At the Austrian Pavilion, Seaworld Venice turns rising water, bodily endurance, and theatrical shock into a warning system for a city already living with catastrophe
Venice has always lived with water as both miracle and threat. It makes the city beautiful, impossible, theatrical. It also keeps reminding everyone that the future is already arriving from below.

For the 61st Venice Biennale, Austrian artist and choreographer Florentina Holzinger has taken that unstable relationship and pushed it to an extreme. Representing Austria with Seaworld Venice, Holzinger transforms the Austrian Pavilion into an immersive, dystopian environment shaped by climate catastrophe, rising water, and the violent collision between nature, technology, and the human body.
The work continues Holzinger’s long-running interest in water as both material and symbol. Known for performances that fuse dance, theatre, opera, spectacle, nudity, endurance, and physical risk, she uses the body not as something pure or protected, but as the place where power becomes visible. In Venice, that body appears inside a landscape that feels half-submerged already.

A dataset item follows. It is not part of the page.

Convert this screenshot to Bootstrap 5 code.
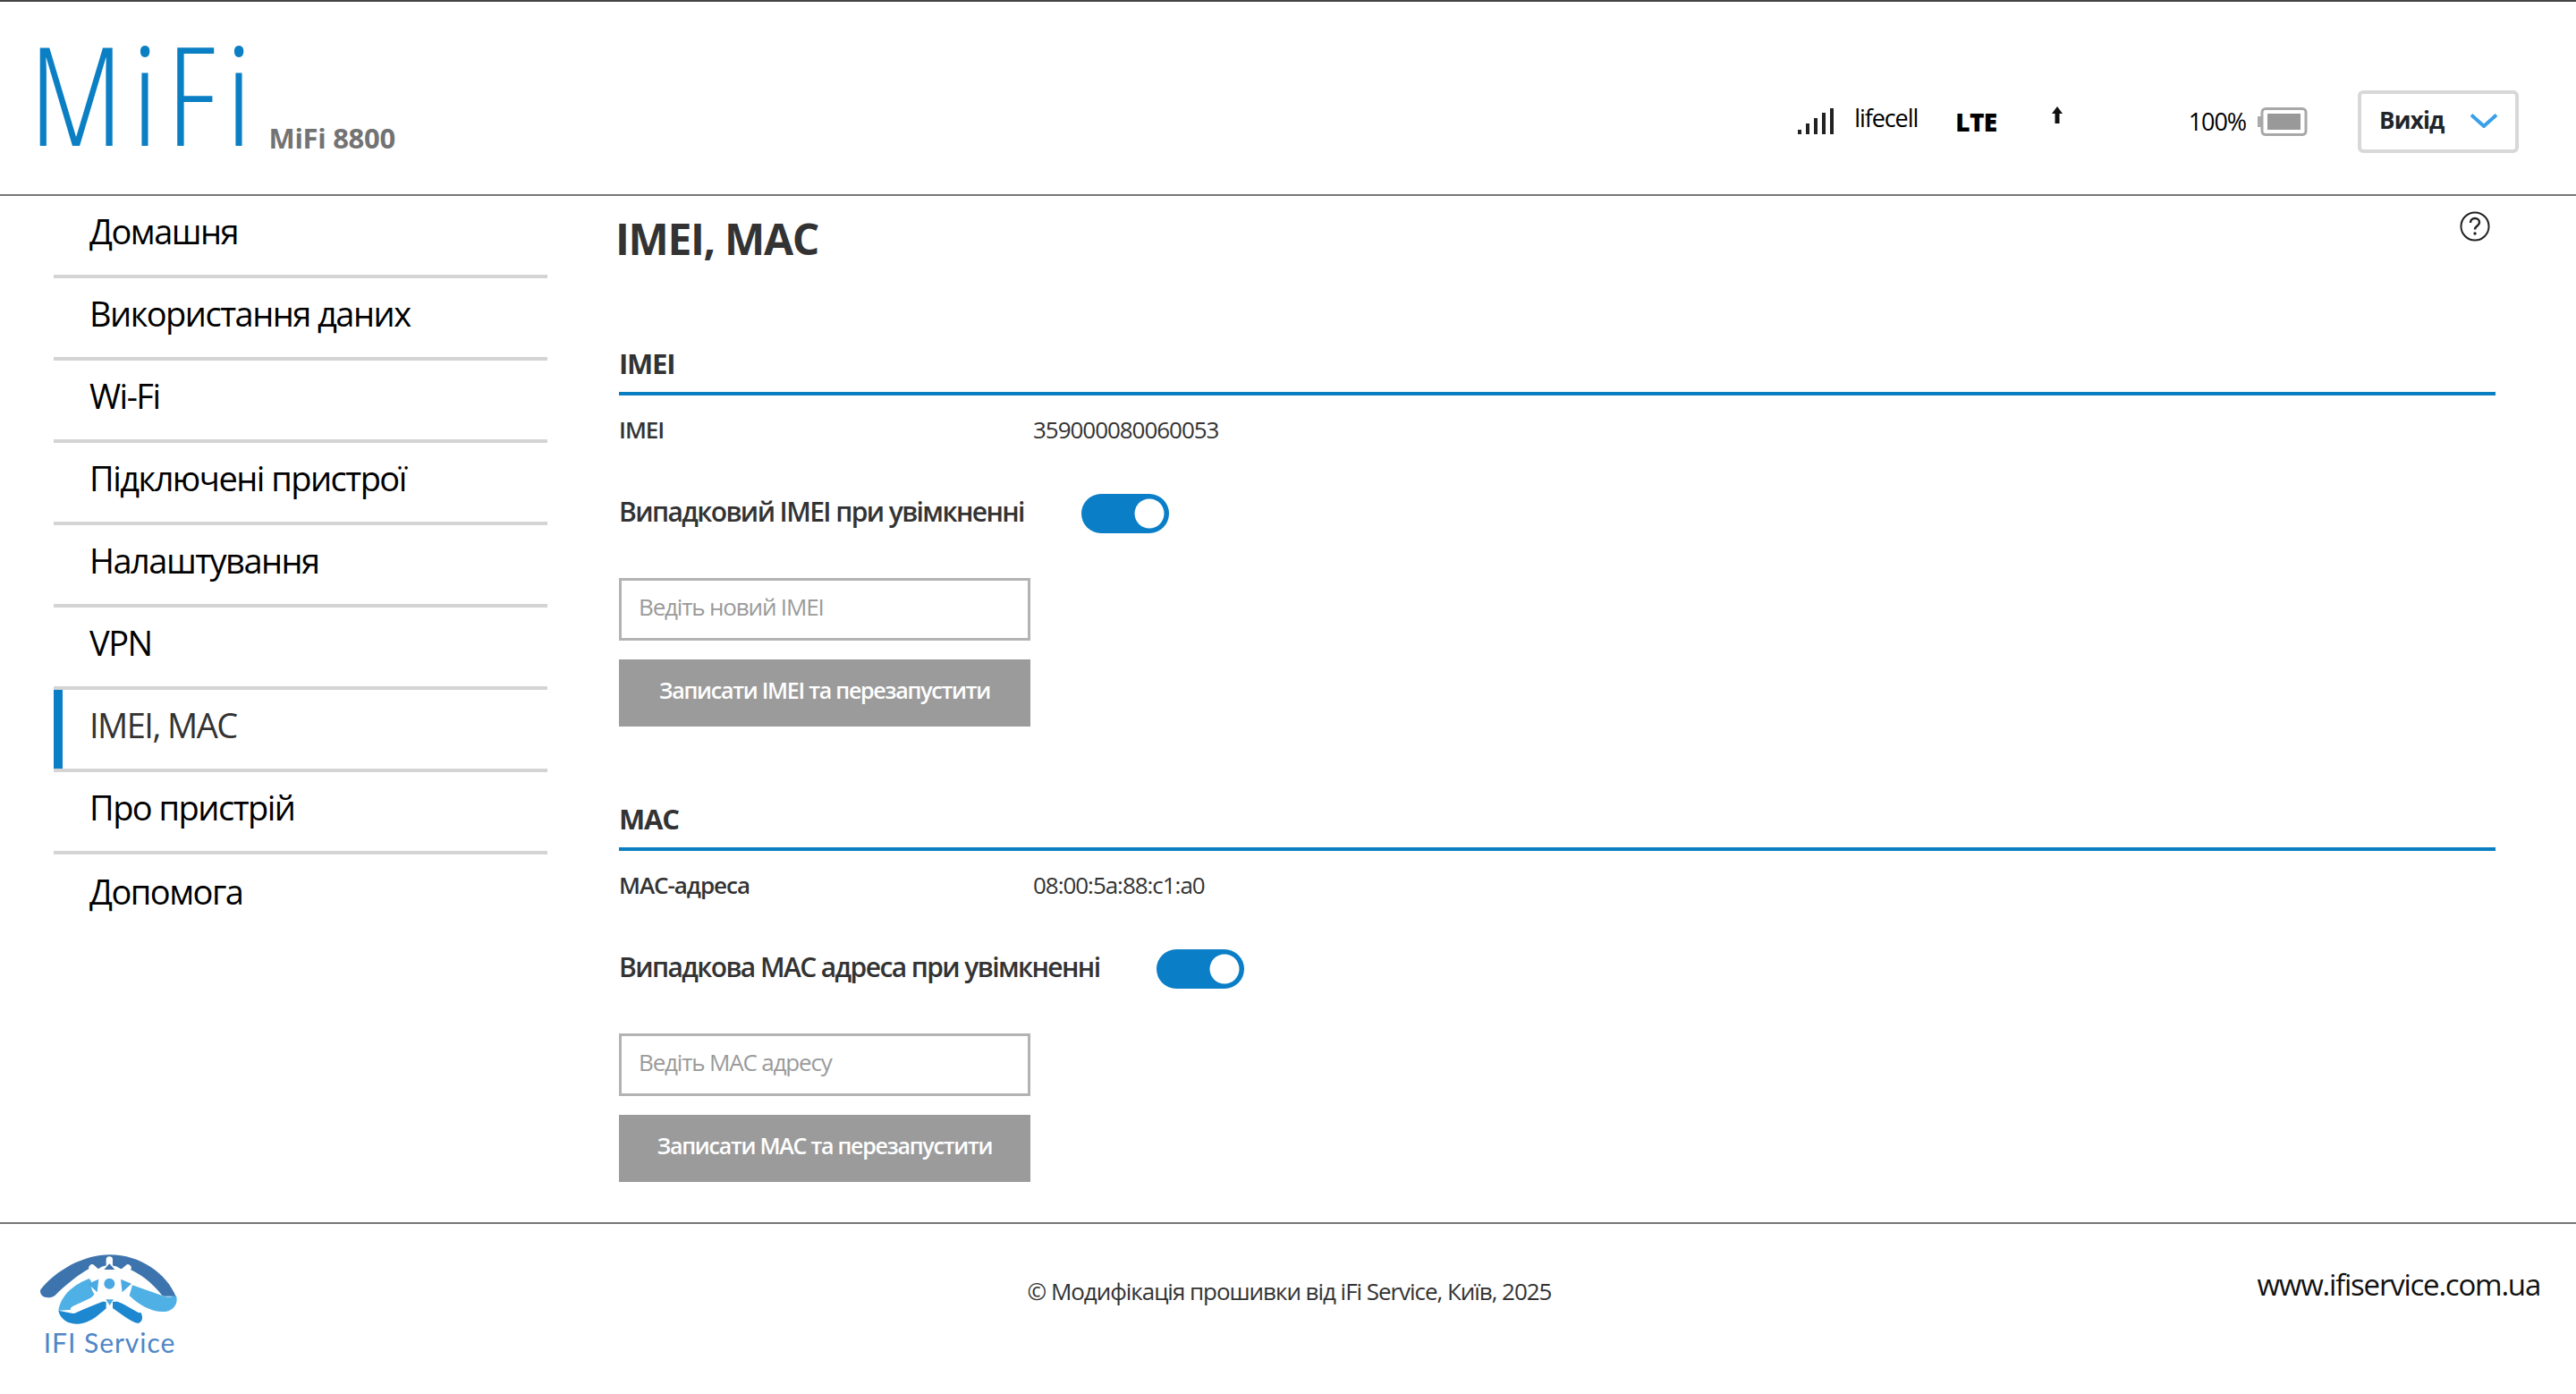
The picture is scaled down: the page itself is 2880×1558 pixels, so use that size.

At the centre of the project is a performance image that feels almost medieval in its bluntness: a figure trapped inside a bell, ringing out like a human alarm system. The body becomes both messenger and mechanism, a warning signal for a city that knows too well what it means to be surrounded by water. It is not subtle, and it is not meant to be.
That directness is part of Holzinger’s force. Her work has often been described through shock, but shock alone is too easy a category. What she stages is a more complicated form of exposure: bodies pushed into rituals of strength, humiliation, pain, desire, vulnerability, and spectacle. In Seaworld Venice, that logic is scaled up to the level of climate crisis. The performing body becomes a stand-in for a damaged planet, but also for our own strange appetite to watch catastrophe unfold.

The Austrian Pavilion has always been one of the Biennale’s cleaner national containers: a controlled architectural frame inside a city overflowing with history. Holzinger breaks that cleanliness open. Instead of offering a calm national presentation, she turns the pavilion into something unstable, wet, theatrical, and anxious — a place where the fantasy of cultural order begins to leak.
The timing gives the work extra weight. This year’s Biennale, titled In Minor Keys, opens to the public from May 9 to November 22, 2026, after preview days beginning May 6, and has already been marked by political tension, protests, and debates over national representation. Inside that atmosphere, Holzinger’s flooded world feels less like a metaphor than a diagnosis.

What makes Seaworld Venice compelling is that it refuses the soft language often used around ecological collapse. It does not ask viewers to care through gentle beauty. It stages alarm, discomfort, and complicity. The flood is not elsewhere. The warning is not abstract. The city is already in the water.